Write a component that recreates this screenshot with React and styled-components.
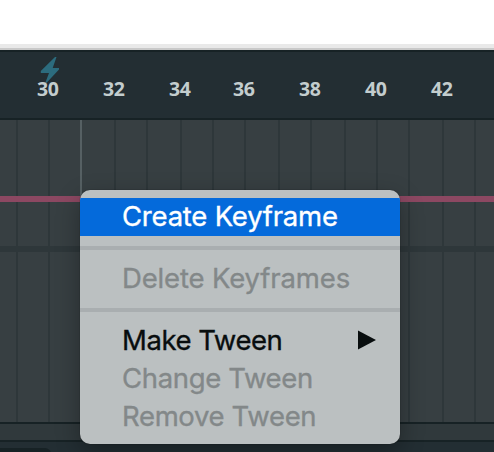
import React from "react";
import styled, { createGlobalStyle } from "styled-components";

const GlobalStyle = createGlobalStyle`
  * { box-sizing: border-box; }
  html, body { margin: 0; padding: 0; overflow: hidden; background: #fff; }
`;

const Screen = styled.main`
  position: relative;
  display: flex;
  flex-direction: column;
  width: 494px;
  height: 452px;
  overflow: hidden;
  background: #232e33;
`;

const TopBlank = styled.div`
  flex: none;
  height: 50px;
  background: #fff;
  border-bottom: 2px solid #c9c9c9;
  box-shadow: inset 0 -4px #e9e9e9;
`;

const Ruler = styled.header`
  position: relative;
  flex: none;
  display: grid;
  grid-template-columns: 81px 66px 65px 65px 66px 65px 86px;
  height: 70px;
  border-top: 2px solid #172225;
  border-bottom: 2px solid #172225;
  background: #232e33;
`;

const Frame = styled.span`
  position: relative;
  padding: 23px 0 0 ${(p) => p.$inset}px;
  font: 700 19.5px/28px "Noto Sans", sans-serif;
  letter-spacing: -0.4px;
  color: #c3cdce;
`;

const Bolt = styled.svg`
  position: absolute;
  left: 40px;
  top: 4px;
  width: 20px;
  height: 30px;
  fill: #2c6c7e;
`;

const Track = styled.section`
  position: relative;
  flex: none;
  display: grid;
  grid-template-columns: 16px 32px 32px 34px 32px 34px 32px 32px 34px 32px 34px 32px 32px 34px 32px 20px;
  height: ${(p) => p.$height}px;
  background: #373f42;
`;

const Cell = styled.div`
  border-left: ${(p) => (p.$first ? 0 : 2)}px solid ${(p) => (p.$playhead ? "#566063" : "#2e373a")};
`;

const TweenBar = styled.div`
  position: absolute;
  left: 0;
  right: 0;
  top: 76px;
  height: 6px;
  background: #8c4862;
`;

const Divider = styled.div`
  flex: none;
  height: 6px;
  background: #2e373a;
`;

const Scroller = styled.div`
  flex: none;
  height: 20px;
  border-top: 2px solid #172225;
  border-bottom: 2px solid #172225;
  background: #30393c;
`;

const Footer = styled.footer`
  flex: 1;
  padding-top: 6px;
  background: #232e33;
`;

const FooterTab = styled.div`
  width: 51px;
  height: 20px;
  border-top-right-radius: 6px;
  background: #172225;
`;

const Menu = styled.nav`
  position: absolute;
  left: 80px;
  top: 190px;
  width: 320px;
  height: 254px;
  padding: 8px 0;
  border-radius: 10px;
  background: #bbc0c1;
  box-shadow: 0 0 1px rgba(0, 0, 0, 0.7), 0 8px 24px rgba(0, 0, 0, 0.32);
  overflow: hidden;
`;

const Item = styled.div`
  display: flex;
  align-items: center;
  justify-content: space-between;
  height: 38px;
  padding: 0 24px 2px 42px;
  font: 400 27.5px/36px Inter, sans-serif;
  letter-spacing: ${(p) => p.$track}px;
  white-space: nowrap;
  color: ${(p) => (p.$active ? "#fff" : p.$disabled ? "#838889" : "#080d0e")};
  -webkit-text-stroke: 0.35px currentColor;
  background: ${(p) => (p.$active ? "#046adb" : "transparent")};
`;

const Separator = styled.div`
  height: 4px;
  margin: 10px 0;
  background: #a9aeb0;
`;

const Arrow = styled.svg`
  width: 18px;
  height: 20px;
  fill: #080d0e;
`;

const frames = [
  [30, 37], [32, 22], [34, 22], [36, 21], [38, 22], [40, 22], [42, 23],
];

const Cells = () =>
  Array.from({ length: 16 }, (_, i) => <Cell key={i} $first={i === 0} $playhead={i === 3} />);

export default function App() {
  return (
    <Screen>
      <GlobalStyle />
      <TopBlank />
      <Ruler>
        <Bolt viewBox="0 0 20 30">
          <path d="M15 1 L0.8 15 V17 H9 L4.5 29 L19 13.5 V12 H12.7 L16.5 1 Z" />
        </Bolt>
        {frames.map(([n, inset]) => (
          <Frame key={n} $inset={inset}>{n}</Frame>
        ))}
      </Ruler>
      <Track $height={126}>
        <Cells />
        <TweenBar />
      </Track>
      <Divider />
      <Track $height={170}>
        <Cells />
      </Track>
      <Scroller />
      <Footer>
        <FooterTab />
      </Footer>
      <Menu>
        <Item $active $track={-0.22}>Create Keyframe</Item>
        <Separator />
        <Item $disabled $track={-0.15}>Delete Keyframes</Item>
        <Separator />
        <Item $track={-0.45}>
          Make Tween
          <Arrow viewBox="0 0 18 20">
            <path d="M0 0.5 L18 10 L0 19.5 Z" />
          </Arrow>
        </Item>
        <Item $disabled $track={-0.35}>Change Tween</Item>
        <Item $disabled $track={-0.35}>Remove Tween</Item>
      </Menu>
    </Screen>
  );
}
────────────────────
Each line of the material must be retyped exactly, except that images are omitted.

Write a component that recreates this screenshot with React and styled-components.
import React from "react";
import styled, { createGlobalStyle } from "styled-components";

const GlobalStyle = createGlobalStyle`
  * { box-sizing: border-box; }
  html, body { margin: 0; padding: 0; overflow: hidden; background: #fff; }
`;

const Screen = styled.main`
  position: relative;
  display: flex;
  flex-direction: column;
  width: 494px;
  height: 452px;
  overflow: hidden;
  background: #232e33;
`;

const TopBlank = styled.div`
  flex: none;
  height: 50px;
  background: #fff;
  border-bottom: 2px solid #c9c9c9;
  box-shadow: inset 0 -4px #e9e9e9;
`;

const Ruler = styled.header`
  position: relative;
  flex: none;
  display: grid;
  grid-template-columns: 81px 66px 65px 65px 66px 65px 86px;
  height: 70px;
  border-top: 2px solid #172225;
  border-bottom: 2px solid #172225;
  background: #232e33;
`;

const Frame = styled.span`
  position: relative;
  padding: 23px 0 0 ${(p) => p.$inset}px;
  font: 700 19.5px/28px "Noto Sans", sans-serif;
  letter-spacing: -0.4px;
  color: #c3cdce;
`;

const Bolt = styled.svg`
  position: absolute;
  left: 40px;
  top: 4px;
  width: 20px;
  height: 30px;
  fill: #2c6c7e;
`;

const Track = styled.section`
  position: relative;
  flex: none;
  display: grid;
  grid-template-columns: 16px 32px 32px 34px 32px 34px 32px 32px 34px 32px 34px 32px 32px 34px 32px 20px;
  height: ${(p) => p.$height}px;
  background: #373f42;
`;

const Cell = styled.div`
  border-left: ${(p) => (p.$first ? 0 : 2)}px solid ${(p) => (p.$playhead ? "#566063" : "#2e373a")};
`;

const TweenBar = styled.div`
  position: absolute;
  left: 0;
  right: 0;
  top: 76px;
  height: 6px;
  background: #8c4862;
`;

const Divider = styled.div`
  flex: none;
  height: 6px;
  background: #2e373a;
`;

const Scroller = styled.div`
  flex: none;
  height: 20px;
  border-top: 2px solid #172225;
  border-bottom: 2px solid #172225;
  background: #30393c;
`;

const Footer = styled.footer`
  flex: 1;
  padding-top: 6px;
  background: #232e33;
`;

const FooterTab = styled.div`
  width: 51px;
  height: 20px;
  border-top-right-radius: 6px;
  background: #172225;
`;

const Menu = styled.nav`
  position: absolute;
  left: 80px;
  top: 190px;
  width: 320px;
  height: 254px;
  padding: 8px 0;
  border-radius: 10px;
  background: #bbc0c1;
  box-shadow: 0 0 1px rgba(0, 0, 0, 0.7), 0 8px 24px rgba(0, 0, 0, 0.32);
  overflow: hidden;
`;

const Item = styled.div`
  display: flex;
  align-items: center;
  justify-content: space-between;
  height: 38px;
  padding: 0 24px 2px 42px;
  font: 400 27.5px/36px Inter, sans-serif;
  letter-spacing: ${(p) => p.$track}px;
  white-space: nowrap;
  color: ${(p) => (p.$active ? "#fff" : p.$disabled ? "#838889" : "#080d0e")};
  -webkit-text-stroke: 0.35px currentColor;
  background: ${(p) => (p.$active ? "#046adb" : "transparent")};
`;

const Separator = styled.div`
  height: 4px;
  margin: 10px 0;
  background: #a9aeb0;
`;

const Arrow = styled.svg`
  width: 18px;
  height: 20px;
  fill: #080d0e;
`;

const frames = [
  [30, 37], [32, 22], [34, 22], [36, 21], [38, 22], [40, 22], [42, 23],
];

const Cells = () =>
  Array.from({ length: 16 }, (_, i) => <Cell key={i} $first={i === 0} $playhead={i === 3} />);

export default function App() {
  return (
    <Screen>
      <GlobalStyle />
      <TopBlank />
      <Ruler>
        <Bolt viewBox="0 0 20 30">
          <path d="M15 1 L0.8 15 V17 H9 L4.5 29 L19 13.5 V12 H12.7 L16.5 1 Z" />
        </Bolt>
        {frames.map(([n, inset]) => (
          <Frame key={n} $inset={inset}>{n}</Frame>
        ))}
      </Ruler>
      <Track $height={126}>
        <Cells />
        <TweenBar />
      </Track>
      <Divider />
      <Track $height={170}>
        <Cells />
      </Track>
      <Scroller />
      <Footer>
        <FooterTab />
      </Footer>
      <Menu>
        <Item $active $track={-0.22}>Create Keyframe</Item>
        <Separator />
        <Item $disabled $track={-0.15}>Delete Keyframes</Item>
        <Separator />
        <Item $track={-0.45}>
          Make Tween
          <Arrow viewBox="0 0 18 20">
            <path d="M0 0.5 L18 10 L0 19.5 Z" />
          </Arrow>
        </Item>
        <Item $disabled $track={-0.35}>Change Tween</Item>
        <Item $disabled $track={-0.35}>Remove Tween</Item>
      </Menu>
    </Screen>
  );
}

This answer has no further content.